:: WHAT IS ASKED ::
Transcribe all of the material exactly. Any picture in it should be left out.

:: COLLECTED MATERIAL ::
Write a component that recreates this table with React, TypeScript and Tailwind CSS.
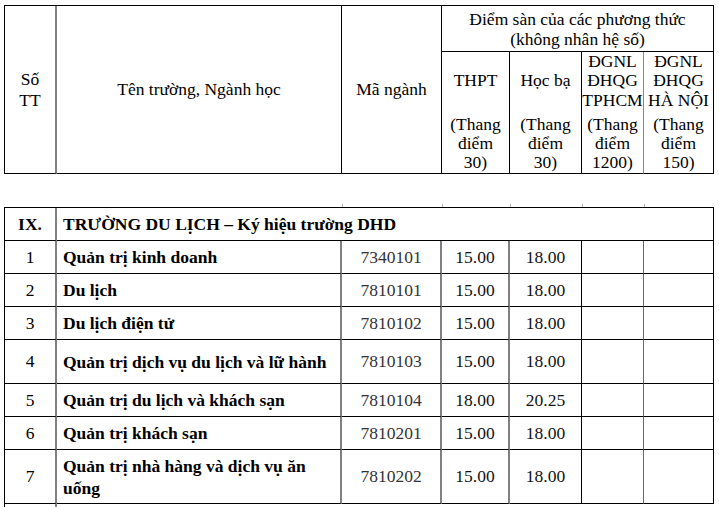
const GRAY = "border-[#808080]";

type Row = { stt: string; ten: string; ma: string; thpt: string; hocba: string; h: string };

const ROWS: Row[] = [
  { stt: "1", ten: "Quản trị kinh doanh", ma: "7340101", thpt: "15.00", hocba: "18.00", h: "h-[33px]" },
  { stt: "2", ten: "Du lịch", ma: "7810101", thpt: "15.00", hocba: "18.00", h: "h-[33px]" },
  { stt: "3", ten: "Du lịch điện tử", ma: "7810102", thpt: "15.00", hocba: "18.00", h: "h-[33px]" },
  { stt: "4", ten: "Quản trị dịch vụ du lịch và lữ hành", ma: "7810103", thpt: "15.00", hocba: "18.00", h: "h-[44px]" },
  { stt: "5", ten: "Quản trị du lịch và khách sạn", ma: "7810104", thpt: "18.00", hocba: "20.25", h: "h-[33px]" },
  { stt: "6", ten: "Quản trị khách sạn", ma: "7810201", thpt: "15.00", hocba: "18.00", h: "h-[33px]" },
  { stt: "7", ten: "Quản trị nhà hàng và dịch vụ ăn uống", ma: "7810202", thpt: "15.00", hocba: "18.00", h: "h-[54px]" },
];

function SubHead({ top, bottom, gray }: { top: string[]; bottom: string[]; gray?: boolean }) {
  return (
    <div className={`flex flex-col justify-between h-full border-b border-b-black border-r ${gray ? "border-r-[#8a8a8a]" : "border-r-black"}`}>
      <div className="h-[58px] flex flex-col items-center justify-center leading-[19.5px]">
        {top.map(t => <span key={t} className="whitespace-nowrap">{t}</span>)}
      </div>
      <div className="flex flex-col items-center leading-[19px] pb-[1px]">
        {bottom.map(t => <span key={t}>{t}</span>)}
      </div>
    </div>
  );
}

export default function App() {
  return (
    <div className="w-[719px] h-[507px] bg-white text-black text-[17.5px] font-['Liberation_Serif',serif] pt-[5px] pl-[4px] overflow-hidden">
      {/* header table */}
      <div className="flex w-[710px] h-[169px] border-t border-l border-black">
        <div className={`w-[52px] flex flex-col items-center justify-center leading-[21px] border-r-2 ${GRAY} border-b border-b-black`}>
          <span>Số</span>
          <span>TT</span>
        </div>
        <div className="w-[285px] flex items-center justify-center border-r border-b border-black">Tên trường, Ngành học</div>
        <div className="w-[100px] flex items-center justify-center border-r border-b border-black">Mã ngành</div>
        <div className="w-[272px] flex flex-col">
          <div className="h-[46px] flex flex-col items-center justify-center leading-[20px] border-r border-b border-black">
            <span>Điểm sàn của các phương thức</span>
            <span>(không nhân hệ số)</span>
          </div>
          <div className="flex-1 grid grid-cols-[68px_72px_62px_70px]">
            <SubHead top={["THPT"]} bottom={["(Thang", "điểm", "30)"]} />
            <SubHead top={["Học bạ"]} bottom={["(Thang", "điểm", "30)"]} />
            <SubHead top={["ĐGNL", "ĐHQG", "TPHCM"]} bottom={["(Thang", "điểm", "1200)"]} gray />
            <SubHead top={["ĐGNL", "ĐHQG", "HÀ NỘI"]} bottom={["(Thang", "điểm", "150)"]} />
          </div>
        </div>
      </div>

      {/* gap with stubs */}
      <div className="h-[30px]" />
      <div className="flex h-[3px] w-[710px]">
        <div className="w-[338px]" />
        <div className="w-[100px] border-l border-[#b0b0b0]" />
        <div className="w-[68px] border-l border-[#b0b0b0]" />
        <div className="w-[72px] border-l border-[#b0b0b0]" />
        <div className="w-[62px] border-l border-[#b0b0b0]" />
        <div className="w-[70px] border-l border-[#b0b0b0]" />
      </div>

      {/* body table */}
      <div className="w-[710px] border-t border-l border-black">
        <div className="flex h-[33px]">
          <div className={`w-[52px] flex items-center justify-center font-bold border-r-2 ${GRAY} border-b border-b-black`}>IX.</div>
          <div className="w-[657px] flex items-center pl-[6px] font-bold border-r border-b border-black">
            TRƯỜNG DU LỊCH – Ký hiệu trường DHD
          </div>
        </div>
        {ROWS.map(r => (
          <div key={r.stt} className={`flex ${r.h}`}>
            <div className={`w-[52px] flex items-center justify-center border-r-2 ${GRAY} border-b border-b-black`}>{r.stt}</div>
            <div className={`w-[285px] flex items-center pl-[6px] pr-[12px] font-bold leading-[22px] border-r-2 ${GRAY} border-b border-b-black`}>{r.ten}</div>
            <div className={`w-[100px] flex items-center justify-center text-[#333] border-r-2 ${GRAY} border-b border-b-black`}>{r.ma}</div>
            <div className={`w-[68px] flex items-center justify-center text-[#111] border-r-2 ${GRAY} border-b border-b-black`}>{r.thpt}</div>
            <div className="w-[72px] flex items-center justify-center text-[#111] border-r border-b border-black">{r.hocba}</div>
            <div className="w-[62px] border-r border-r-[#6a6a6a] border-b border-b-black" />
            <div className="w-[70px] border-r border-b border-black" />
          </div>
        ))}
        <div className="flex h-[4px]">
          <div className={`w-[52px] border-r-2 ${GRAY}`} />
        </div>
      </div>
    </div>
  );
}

:: OUTPUT FOR THIS TASK ::
Write a component that recreates this table with React, TypeScript and Tailwind CSS.
const GRAY = "border-[#808080]";

type Row = { stt: string; ten: string; ma: string; thpt: string; hocba: string; h: string };

const ROWS: Row[] = [
  { stt: "1", ten: "Quản trị kinh doanh", ma: "7340101", thpt: "15.00", hocba: "18.00", h: "h-[33px]" },
  { stt: "2", ten: "Du lịch", ma: "7810101", thpt: "15.00", hocba: "18.00", h: "h-[33px]" },
  { stt: "3", ten: "Du lịch điện tử", ma: "7810102", thpt: "15.00", hocba: "18.00", h: "h-[33px]" },
  { stt: "4", ten: "Quản trị dịch vụ du lịch và lữ hành", ma: "7810103", thpt: "15.00", hocba: "18.00", h: "h-[44px]" },
  { stt: "5", ten: "Quản trị du lịch và khách sạn", ma: "7810104", thpt: "18.00", hocba: "20.25", h: "h-[33px]" },
  { stt: "6", ten: "Quản trị khách sạn", ma: "7810201", thpt: "15.00", hocba: "18.00", h: "h-[33px]" },
  { stt: "7", ten: "Quản trị nhà hàng và dịch vụ ăn uống", ma: "7810202", thpt: "15.00", hocba: "18.00", h: "h-[54px]" },
];

function SubHead({ top, bottom, gray }: { top: string[]; bottom: string[]; gray?: boolean }) {
  return (
    <div className={`flex flex-col justify-between h-full border-b border-b-black border-r ${gray ? "border-r-[#8a8a8a]" : "border-r-black"}`}>
      <div className="h-[58px] flex flex-col items-center justify-center leading-[19.5px]">
        {top.map(t => <span key={t} className="whitespace-nowrap">{t}</span>)}
      </div>
      <div className="flex flex-col items-center leading-[19px] pb-[1px]">
        {bottom.map(t => <span key={t}>{t}</span>)}
      </div>
    </div>
  );
}

export default function App() {
  return (
    <div className="w-[719px] h-[507px] bg-white text-black text-[17.5px] font-['Liberation_Serif',serif] pt-[5px] pl-[4px] overflow-hidden">
      {/* header table */}
      <div className="flex w-[710px] h-[169px] border-t border-l border-black">
        <div className={`w-[52px] flex flex-col items-center justify-center leading-[21px] border-r-2 ${GRAY} border-b border-b-black`}>
          <span>Số</span>
          <span>TT</span>
        </div>
        <div className="w-[285px] flex items-center justify-center border-r border-b border-black">Tên trường, Ngành học</div>
        <div className="w-[100px] flex items-center justify-center border-r border-b border-black">Mã ngành</div>
        <div className="w-[272px] flex flex-col">
          <div className="h-[46px] flex flex-col items-center justify-center leading-[20px] border-r border-b border-black">
            <span>Điểm sàn của các phương thức</span>
            <span>(không nhân hệ số)</span>
          </div>
          <div className="flex-1 grid grid-cols-[68px_72px_62px_70px]">
            <SubHead top={["THPT"]} bottom={["(Thang", "điểm", "30)"]} />
            <SubHead top={["Học bạ"]} bottom={["(Thang", "điểm", "30)"]} />
            <SubHead top={["ĐGNL", "ĐHQG", "TPHCM"]} bottom={["(Thang", "điểm", "1200)"]} gray />
            <SubHead top={["ĐGNL", "ĐHQG", "HÀ NỘI"]} bottom={["(Thang", "điểm", "150)"]} />
          </div>
        </div>
      </div>

      {/* gap with stubs */}
      <div className="h-[30px]" />
      <div className="flex h-[3px] w-[710px]">
        <div className="w-[338px]" />
        <div className="w-[100px] border-l border-[#b0b0b0]" />
        <div className="w-[68px] border-l border-[#b0b0b0]" />
        <div className="w-[72px] border-l border-[#b0b0b0]" />
        <div className="w-[62px] border-l border-[#b0b0b0]" />
        <div className="w-[70px] border-l border-[#b0b0b0]" />
      </div>

      {/* body table */}
      <div className="w-[710px] border-t border-l border-black">
        <div className="flex h-[33px]">
          <div className={`w-[52px] flex items-center justify-center font-bold border-r-2 ${GRAY} border-b border-b-black`}>IX.</div>
          <div className="w-[657px] flex items-center pl-[6px] font-bold border-r border-b border-black">
            TRƯỜNG DU LỊCH – Ký hiệu trường DHD
          </div>
        </div>
        {ROWS.map(r => (
          <div key={r.stt} className={`flex ${r.h}`}>
            <div className={`w-[52px] flex items-center justify-center border-r-2 ${GRAY} border-b border-b-black`}>{r.stt}</div>
            <div className={`w-[285px] flex items-center pl-[6px] pr-[12px] font-bold leading-[22px] border-r-2 ${GRAY} border-b border-b-black`}>{r.ten}</div>
            <div className={`w-[100px] flex items-center justify-center text-[#333] border-r-2 ${GRAY} border-b border-b-black`}>{r.ma}</div>
            <div className={`w-[68px] flex items-center justify-center text-[#111] border-r-2 ${GRAY} border-b border-b-black`}>{r.thpt}</div>
            <div className="w-[72px] flex items-center justify-center text-[#111] border-r border-b border-black">{r.hocba}</div>
            <div className="w-[62px] border-r border-r-[#6a6a6a] border-b border-b-black" />
            <div className="w-[70px] border-r border-b border-black" />
          </div>
        ))}
        <div className="flex h-[4px]">
          <div className={`w-[52px] border-r-2 ${GRAY}`} />
        </div>
      </div>
    </div>
  );
}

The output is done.